▶ Direction
Exactly as written, retype the listing below, omitting the pictures.
-- Start of Provided data --
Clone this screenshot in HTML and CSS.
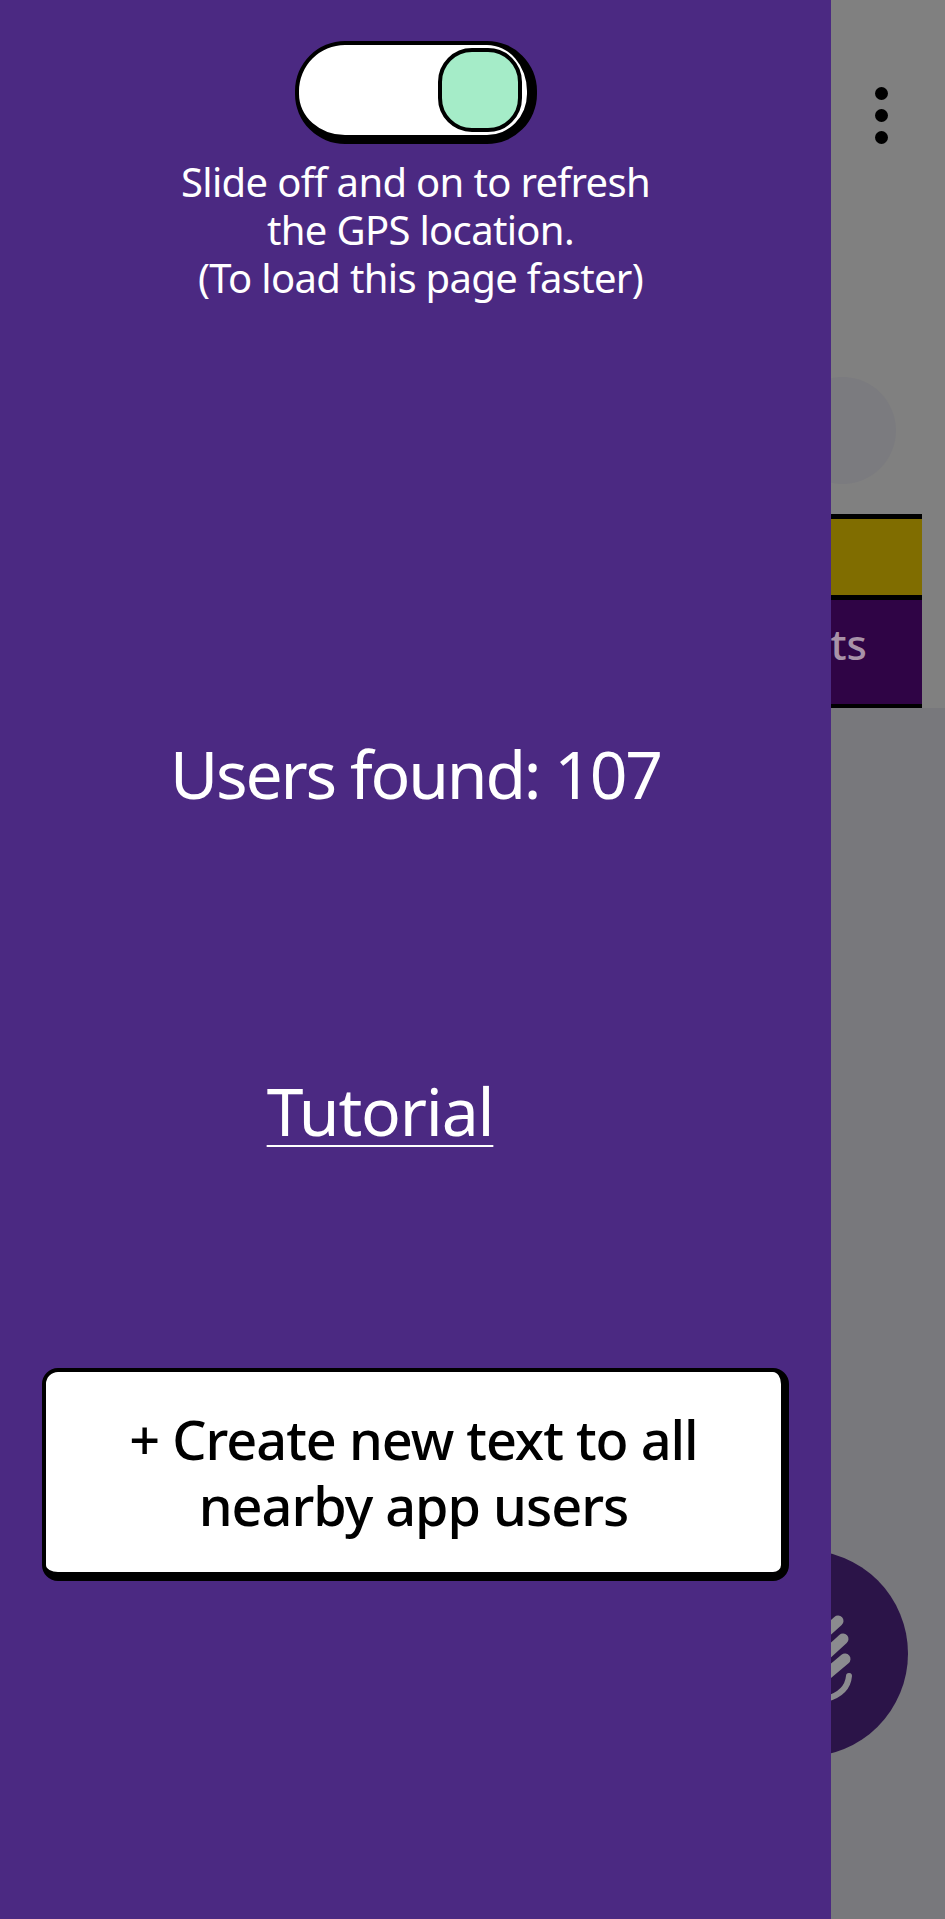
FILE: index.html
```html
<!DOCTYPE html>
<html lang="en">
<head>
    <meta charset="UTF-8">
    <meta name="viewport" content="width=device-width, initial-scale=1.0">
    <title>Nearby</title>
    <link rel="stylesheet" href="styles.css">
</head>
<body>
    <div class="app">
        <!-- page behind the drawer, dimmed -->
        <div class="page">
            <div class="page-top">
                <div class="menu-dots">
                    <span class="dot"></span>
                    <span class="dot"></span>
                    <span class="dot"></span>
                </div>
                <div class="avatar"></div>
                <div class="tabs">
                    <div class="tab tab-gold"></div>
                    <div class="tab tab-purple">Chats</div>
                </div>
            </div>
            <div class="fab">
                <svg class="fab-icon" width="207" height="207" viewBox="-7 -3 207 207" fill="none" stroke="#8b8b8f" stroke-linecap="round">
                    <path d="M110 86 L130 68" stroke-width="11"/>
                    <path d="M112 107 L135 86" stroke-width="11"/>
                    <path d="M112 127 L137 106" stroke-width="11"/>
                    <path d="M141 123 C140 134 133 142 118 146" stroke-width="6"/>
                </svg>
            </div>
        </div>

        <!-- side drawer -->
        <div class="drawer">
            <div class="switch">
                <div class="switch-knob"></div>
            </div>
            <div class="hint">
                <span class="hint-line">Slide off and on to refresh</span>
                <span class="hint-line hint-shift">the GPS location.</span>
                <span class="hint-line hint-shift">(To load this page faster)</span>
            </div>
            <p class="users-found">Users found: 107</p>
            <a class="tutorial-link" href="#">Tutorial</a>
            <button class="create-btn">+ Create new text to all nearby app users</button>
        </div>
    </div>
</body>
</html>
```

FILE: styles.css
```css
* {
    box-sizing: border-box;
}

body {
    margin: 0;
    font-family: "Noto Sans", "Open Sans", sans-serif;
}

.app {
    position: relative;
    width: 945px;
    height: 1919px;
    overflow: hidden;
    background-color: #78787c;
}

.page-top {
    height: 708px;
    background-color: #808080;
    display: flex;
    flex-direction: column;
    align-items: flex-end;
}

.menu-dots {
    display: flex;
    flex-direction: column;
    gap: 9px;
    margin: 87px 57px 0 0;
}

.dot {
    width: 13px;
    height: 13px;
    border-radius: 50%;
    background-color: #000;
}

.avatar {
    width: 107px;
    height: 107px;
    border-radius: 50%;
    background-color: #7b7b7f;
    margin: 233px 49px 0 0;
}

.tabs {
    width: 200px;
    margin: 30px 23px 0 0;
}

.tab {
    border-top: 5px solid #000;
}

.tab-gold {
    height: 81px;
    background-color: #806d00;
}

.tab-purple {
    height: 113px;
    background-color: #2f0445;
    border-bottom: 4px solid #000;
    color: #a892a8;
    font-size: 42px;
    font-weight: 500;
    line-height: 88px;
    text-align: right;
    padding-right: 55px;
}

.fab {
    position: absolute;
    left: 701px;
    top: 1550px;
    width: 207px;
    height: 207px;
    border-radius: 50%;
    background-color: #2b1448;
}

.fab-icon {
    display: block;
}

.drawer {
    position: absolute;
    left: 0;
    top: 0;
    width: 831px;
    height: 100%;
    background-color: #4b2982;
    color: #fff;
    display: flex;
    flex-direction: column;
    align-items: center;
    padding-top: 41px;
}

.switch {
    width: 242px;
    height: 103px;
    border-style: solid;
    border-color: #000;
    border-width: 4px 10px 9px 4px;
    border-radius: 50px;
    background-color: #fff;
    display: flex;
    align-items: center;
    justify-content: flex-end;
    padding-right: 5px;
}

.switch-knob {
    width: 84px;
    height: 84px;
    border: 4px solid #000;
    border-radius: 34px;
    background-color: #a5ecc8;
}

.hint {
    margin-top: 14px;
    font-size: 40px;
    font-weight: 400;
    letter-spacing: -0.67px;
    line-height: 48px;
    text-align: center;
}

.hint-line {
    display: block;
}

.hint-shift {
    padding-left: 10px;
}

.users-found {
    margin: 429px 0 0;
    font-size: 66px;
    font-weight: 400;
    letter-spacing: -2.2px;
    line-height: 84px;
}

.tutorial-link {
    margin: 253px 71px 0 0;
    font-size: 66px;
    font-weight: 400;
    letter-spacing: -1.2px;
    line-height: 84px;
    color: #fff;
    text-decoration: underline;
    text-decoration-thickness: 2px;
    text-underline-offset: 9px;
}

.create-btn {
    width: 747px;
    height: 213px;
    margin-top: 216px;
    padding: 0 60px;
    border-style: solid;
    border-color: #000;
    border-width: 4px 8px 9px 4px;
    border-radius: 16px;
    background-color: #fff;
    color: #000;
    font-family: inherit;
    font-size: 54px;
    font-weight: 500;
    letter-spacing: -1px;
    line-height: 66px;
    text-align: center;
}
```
-- End of Provided data --
▶ Solution for this exercise
Clone this screenshot in HTML and CSS.
FILE: index.html
```html
<!DOCTYPE html>
<html lang="en">
<head>
    <meta charset="UTF-8">
    <meta name="viewport" content="width=device-width, initial-scale=1.0">
    <title>Nearby</title>
    <link rel="stylesheet" href="styles.css">
</head>
<body>
    <div class="app">
        <!-- page behind the drawer, dimmed -->
        <div class="page">
            <div class="page-top">
                <div class="menu-dots">
                    <span class="dot"></span>
                    <span class="dot"></span>
                    <span class="dot"></span>
                </div>
                <div class="avatar"></div>
                <div class="tabs">
                    <div class="tab tab-gold"></div>
                    <div class="tab tab-purple">Chats</div>
                </div>
            </div>
            <div class="fab">
                <svg class="fab-icon" width="207" height="207" viewBox="-7 -3 207 207" fill="none" stroke="#8b8b8f" stroke-linecap="round">
                    <path d="M110 86 L130 68" stroke-width="11"/>
                    <path d="M112 107 L135 86" stroke-width="11"/>
                    <path d="M112 127 L137 106" stroke-width="11"/>
                    <path d="M141 123 C140 134 133 142 118 146" stroke-width="6"/>
                </svg>
            </div>
        </div>

        <!-- side drawer -->
        <div class="drawer">
            <div class="switch">
                <div class="switch-knob"></div>
            </div>
            <div class="hint">
                <span class="hint-line">Slide off and on to refresh</span>
                <span class="hint-line hint-shift">the GPS location.</span>
                <span class="hint-line hint-shift">(To load this page faster)</span>
            </div>
            <p class="users-found">Users found: 107</p>
            <a class="tutorial-link" href="#">Tutorial</a>
            <button class="create-btn">+ Create new text to all nearby app users</button>
        </div>
    </div>
</body>
</html>
```

FILE: styles.css
```css
* {
    box-sizing: border-box;
}

body {
    margin: 0;
    font-family: "Noto Sans", "Open Sans", sans-serif;
}

.app {
    position: relative;
    width: 945px;
    height: 1919px;
    overflow: hidden;
    background-color: #78787c;
}

.page-top {
    height: 708px;
    background-color: #808080;
    display: flex;
    flex-direction: column;
    align-items: flex-end;
}

.menu-dots {
    display: flex;
    flex-direction: column;
    gap: 9px;
    margin: 87px 57px 0 0;
}

.dot {
    width: 13px;
    height: 13px;
    border-radius: 50%;
    background-color: #000;
}

.avatar {
    width: 107px;
    height: 107px;
    border-radius: 50%;
    background-color: #7b7b7f;
    margin: 233px 49px 0 0;
}

.tabs {
    width: 200px;
    margin: 30px 23px 0 0;
}

.tab {
    border-top: 5px solid #000;
}

.tab-gold {
    height: 81px;
    background-color: #806d00;
}

.tab-purple {
    height: 113px;
    background-color: #2f0445;
    border-bottom: 4px solid #000;
    color: #a892a8;
    font-size: 42px;
    font-weight: 500;
    line-height: 88px;
    text-align: right;
    padding-right: 55px;
}

.fab {
    position: absolute;
    left: 701px;
    top: 1550px;
    width: 207px;
    height: 207px;
    border-radius: 50%;
    background-color: #2b1448;
}

.fab-icon {
    display: block;
}

.drawer {
    position: absolute;
    left: 0;
    top: 0;
    width: 831px;
    height: 100%;
    background-color: #4b2982;
    color: #fff;
    display: flex;
    flex-direction: column;
    align-items: center;
    padding-top: 41px;
}

.switch {
    width: 242px;
    height: 103px;
    border-style: solid;
    border-color: #000;
    border-width: 4px 10px 9px 4px;
    border-radius: 50px;
    background-color: #fff;
    display: flex;
    align-items: center;
    justify-content: flex-end;
    padding-right: 5px;
}

.switch-knob {
    width: 84px;
    height: 84px;
    border: 4px solid #000;
    border-radius: 34px;
    background-color: #a5ecc8;
}

.hint {
    margin-top: 14px;
    font-size: 40px;
    font-weight: 400;
    letter-spacing: -0.67px;
    line-height: 48px;
    text-align: center;
}

.hint-line {
    display: block;
}

.hint-shift {
    padding-left: 10px;
}

.users-found {
    margin: 429px 0 0;
    font-size: 66px;
    font-weight: 400;
    letter-spacing: -2.2px;
    line-height: 84px;
}

.tutorial-link {
    margin: 253px 71px 0 0;
    font-size: 66px;
    font-weight: 400;
    letter-spacing: -1.2px;
    line-height: 84px;
    color: #fff;
    text-decoration: underline;
    text-decoration-thickness: 2px;
    text-underline-offset: 9px;
}

.create-btn {
    width: 747px;
    height: 213px;
    margin-top: 216px;
    padding: 0 60px;
    border-style: solid;
    border-color: #000;
    border-width: 4px 8px 9px 4px;
    border-radius: 16px;
    background-color: #fff;
    color: #000;
    font-family: inherit;
    font-size: 54px;
    font-weight: 500;
    letter-spacing: -1px;
    line-height: 66px;
    text-align: center;
}
```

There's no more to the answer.